Initially, water was injected into both the injector and producer to dilate the inter-well region for 4 days. The return valves for both wells were closed so the injected water was not produced (i.e. not circulated) during this period. As water pressure was initially increased, formation breakdown occurred at BHP of 7.6 MPa within 18 minutes of water injection as indicated by a sharp drop of the BHP in the producer (see the pressure drop at about 10-June 18:00, FIG. 8). The BHP in the injector dropped sharply after being raised to about 5.6 MPa a few hours later, as can be better seen in FIG. 8, indicating formation breakdown and dilation near injector. As shown in FIGS. 8 and 9, after the breakdown the pressure difference between the wells (ΔBHP) dropped quickly, from about 0.64 MPa to about 0.35 MPa, indicating that fluid communication between the wells had been established about three hours after the initial breakdown. The injector propagation pressure was maintained at 5.6 MPa after the breakdown.

Next, hot water was injected into the producer and produced from the injector. At this time, water was not produced in the producer or injected into the injector. As can be better seen in FIGS. 8 and 9, the BHP of the injector was tracking the BHP of the producer after the breakdown, which also indicated fluid communication between the well pair. Further, as shown in FIG. 9, ΔBHP was maintained at about 0.35 MPa after communication had been established, which indicated that the inter-well region was a dilated zone, because had a fracture extended between the wells through the inter-well zone, the pressure differences would have been much smaller.

The temperature data measured from the thermocouples in the wells during the water dilation process is shown in FIG. 10, which indicated that the initial communication zone created by water dilation between the wells was limited to near the heel portion of the well. In particular, only the temperatures at the thermocouples located closest to the heels of the wells (at 685 m for the producer and 826 m for the injector) rose quickly at about the same time, indicating substantial fluid flow change at these locations due to communication. The temperatures at other locations remained flat, indicating the lack of fluid communication between the wells at these locations.

Further attempts to enlarge or expand the dilated zone with water injection did not result in observable further dilation or expansion of the dilated zone.

Steam dilation was next performed for 18 days of net injection. Steam was circulated in each well during this period at BHP much higher than 5 MPag. The circulation steam heated up the bitumen in the inter-well region and promoted further dilation between the wells. The pressure response (see FIG. 7) and temperature measurements indicated further, albeit limited, expansion of the dilated zone.

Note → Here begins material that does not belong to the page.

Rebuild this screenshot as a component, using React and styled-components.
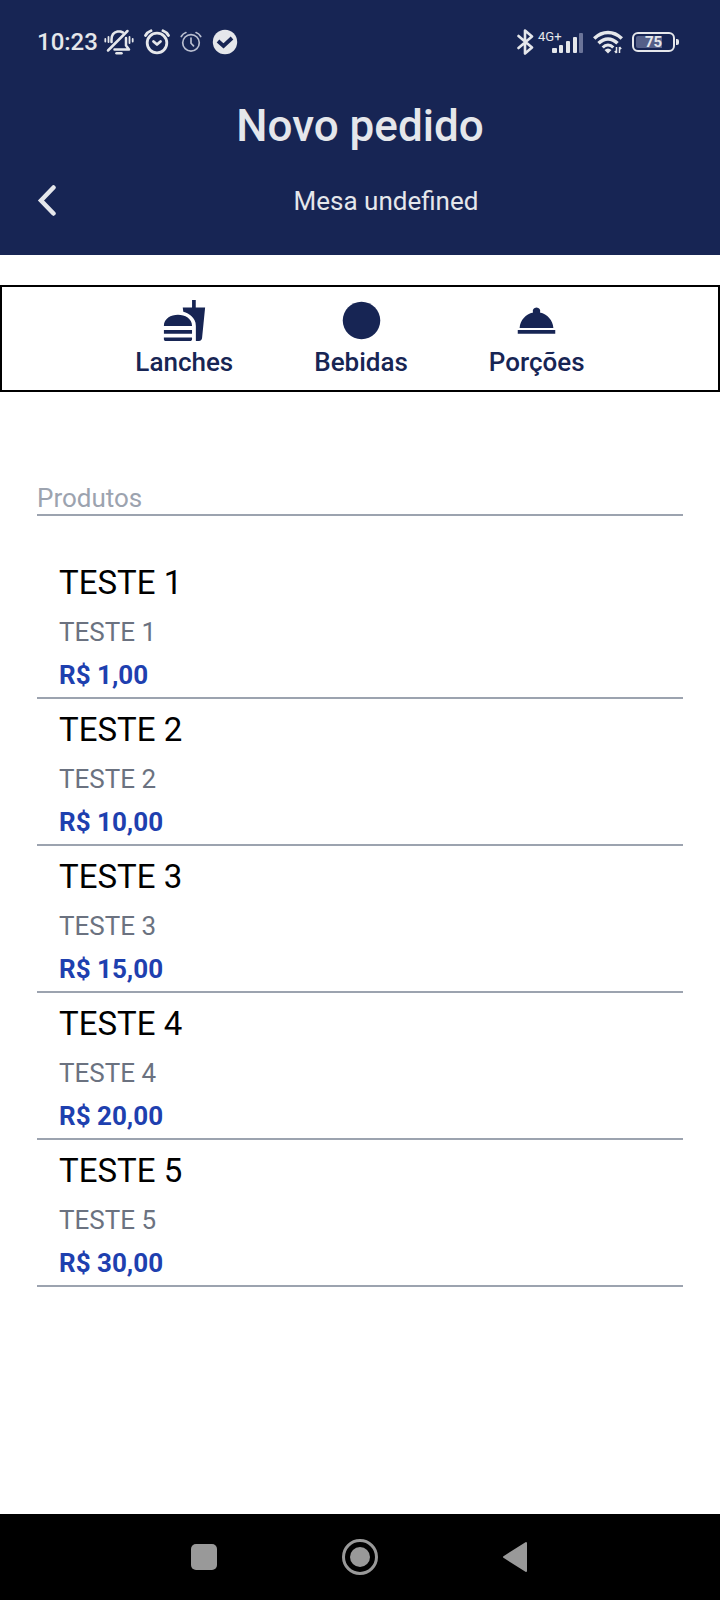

After 18 days of steam circulation (dilation), the wells were operated in gas lift mode for oil production according to typical SAGD operations procedures. The oil production performance of B01-6 is shown in FIG. 5, which shows data for oil production rates, steam injection rates, water injection rates, CSOR, and instantaneous steam-to-oil ratio (ISOR).

The start-up duration was 22 days and the CSOR after 3 months of gas lift operations was 7.5. During the start-up procedure, the gross volume of water injection was 560 m3. The gross volume of steam injection was 3300 m3 CWE (cold water equivalent). The net injected water was 350 m3, and the net injected steam was 2245 m3 CWE. The maximum rates injected were 500 m3/day during water dilation and 300 m3/day CWE during steam dilation. The maximum wellhead pressure was at 7 MPag during water dilation and 9 MPag during steam dilation.

The dilated zone in B01-6 was mostly near the heels of the wells and was not uniformly distributed over the length of the wells from heel to toe. Only about 13 m of the horizontal section of the well was found to open to fluid flow.

However, this example showed that it is possible to limit dilation zone within a confined region in a McMurray formation with high steam pressure and low injection volume. This test also showed that it is possible to dilate or expand a dilated zone by steam circulation at sufficiently high pressures.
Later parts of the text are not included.